Pike Atlases

HON. WM. R. ARCHER


Was born in the City of New York, April 13th, 1817, and received his education in Flushing, Long Island, after which he read law with the Hon. G. L. Lawrence, in the City of New York, and was admitted to the bar, February 23d, 1838, and immediately thereafter emigrated to Illinois and located in Pittsfield, Pike county, in May of the same year. In August he was again examined, and admitted to the bar, after which he was a successful expounder of the law until 1847, at which time he was elected a member of the constitutional convention of this state, and was chairman of the committee on organization of officers connected with the executive department. After the adjournment of said convention, Mr. Archer again resumed the practice of law, in Pittsfield, until 1856, when he was elected circuit clerk and ex-officio recorder of Pike county. He served in this capacity until 1860, when he was elected a member of the state legislature from the twenty-eighth district--composed of Pike and Brown counties.

In 1869, he was again elected a member of the state constitutional convention, that framed the present constitution of this state, and was chairman of the committee to future amendments. In 1864, he was appointed by the state democratic convention as a delegate from the ninth congressional district to the national democratic convention that met at Chicago, and nominated Gen. McClellan for president of the United States, and in that convention served on the committee on credentials. Mr. Archer has been officially connected with the public school system a great deal, and has always taken a warm interest in the free school system, and has done all that was in his power to advance the cause of education as well as all other matters of useful enterprise that have a tendency to benefit society and improve the country.
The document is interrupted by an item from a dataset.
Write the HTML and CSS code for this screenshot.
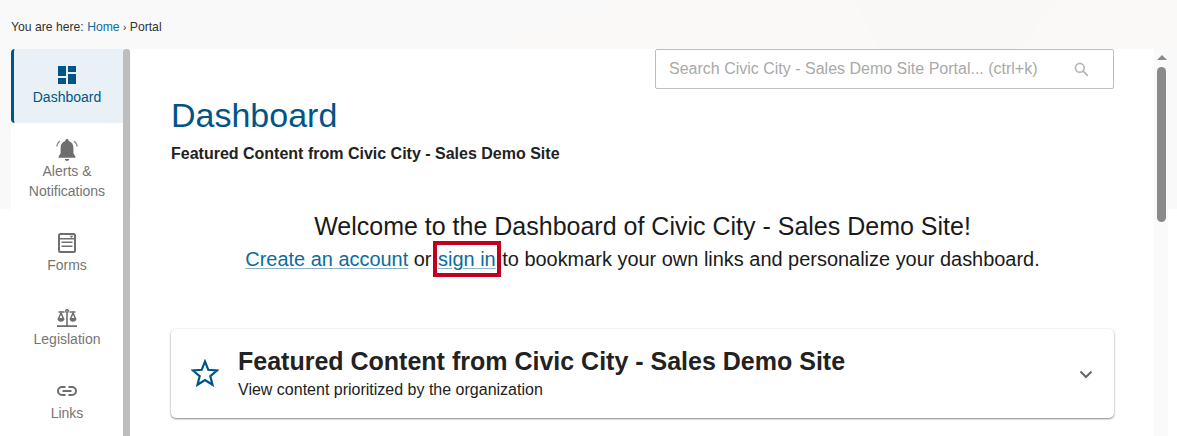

Mr. Archer has held many of the most important offices of this country; and has at all times and in all cases discharged his duties with credit to himself and full satisfaction to his numerous friends and constituents, to whom he feels grateful for the many kind favors he has received at their hands. As a citizen, Mr. Archer is a true patriot and an able advocate of all useful enterprises. As a politician, he is firm, consistent, conscientious, and well posted. He is, and always has been, a democrat, believing in the soundness of the democratic principles, as illustrated in the lives and state papers of early statesmen in the better days of our republic. We presume there is not a man in Pike county who has more warm friends, or that stands higher in the scale of morality, integrity, or general usefulness, than the Hon. Wm. R. Archer.